The exhibition begins with late Romanticism and Symbolism, both movements expressive of human consciousness and the inner state of the mind. Sketches of life by various Realists are followed by Expressionist works with alternating visions of dreamlike worlds and intensely emotional observations of reality. The show ends chronologically with the penetrating social and visual acuity of the New Objectivity movement in the 1920s, and the utopian artists of the Bauhaus school of art and design.

Drawn largely from the Ackland Art Museum’s own collection, Romantic Dreams/Rude Awakenings presents more than 75 impressive prints and drawings by such masters as Adolf Menzel, Max Liebermann, Max Klinger, Käthe Kollwitz, Lovis Corinth, Ernst Ludwig Kirchner, Emil Nolde, Otto Dix, George Grosz, Wassily Kandinsky, Paul Klee, Max Beckmann, and others, revealing the surprising depth of the Ackland’s holdings in this area. The show is rounded out by a number of works by Northern European artists closely associated with the traditions of German-speaking Europe, such as Edvard Munch, Jan Toorop, and others, as well as by small selection of loans from the North Carolina Museum of Art.
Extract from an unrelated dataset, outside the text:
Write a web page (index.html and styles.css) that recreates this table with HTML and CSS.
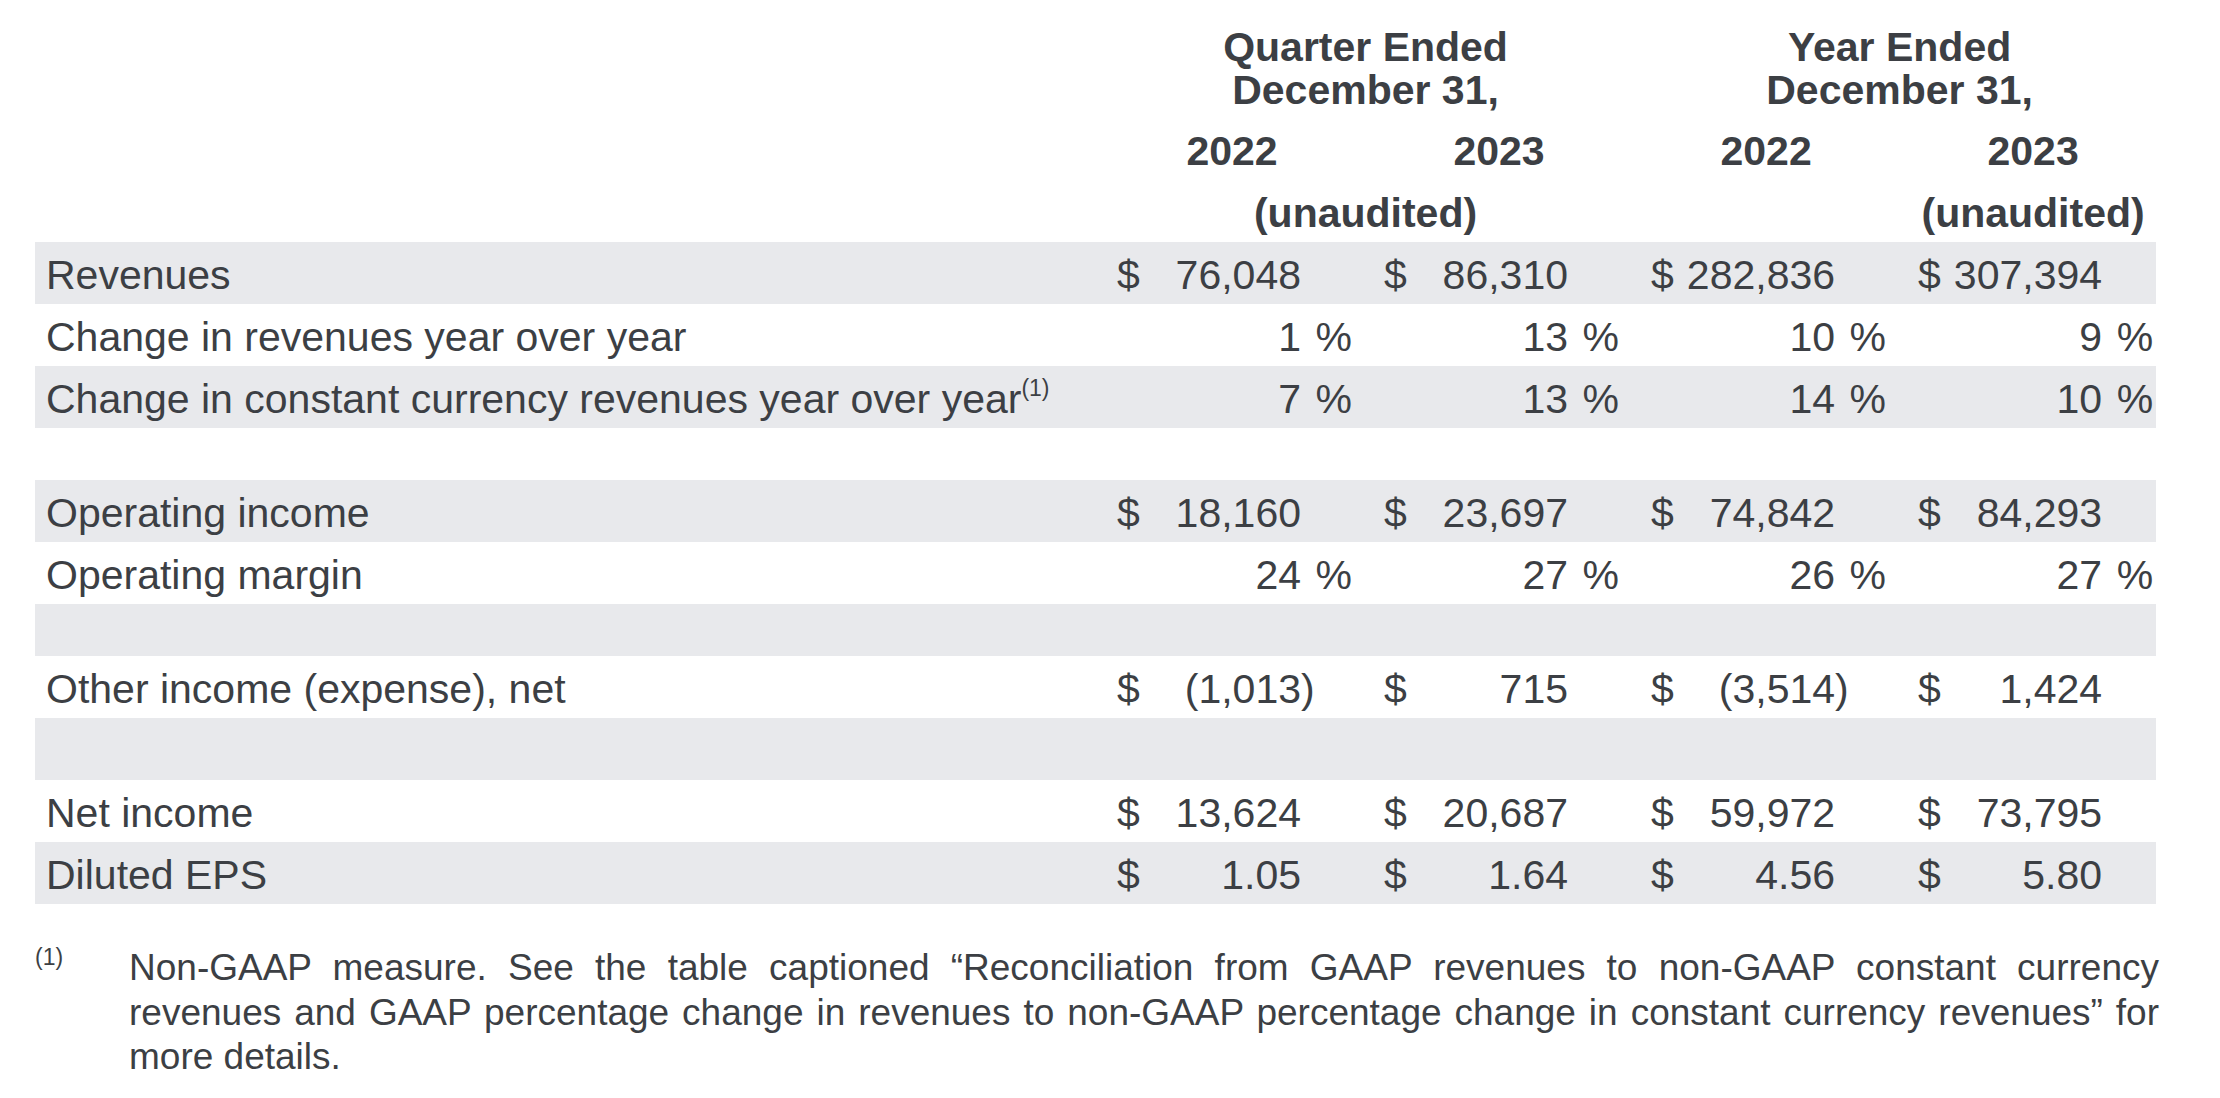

Organized by Timothy Riggs, Curator of Collections, Ackland Art Museum.

This exhibition was made possible by the BIN Charitable Foundation and the William Hayes Ackland Trust. It focuses on the Museum’s permanent collection, supplemented by generous loans from the North Carolina Museum of Art; the Rare Book Collection, Wilson Special Collections Library at The University of North Carolina at Chapel Hill; and several private collections.

Cutting-edge art by seven graduating MFA students at The University of North Carolina at Chapel Hill are featured in the Ackland Art Museum’s exhibition New Currents in Contemporary Art: MFA 2011.

On view are innovative works of photography, video, sculpture, and mixed media on view represent the culmination of two years of graduate study by featured artists Travis Donovan, Carolyn Janssen, Lydia Anne McCarthy, Jessye McDowell, John Hollin Kelse Norwood, Raymond Padrón, and Tracy Spencer-Stonestreet.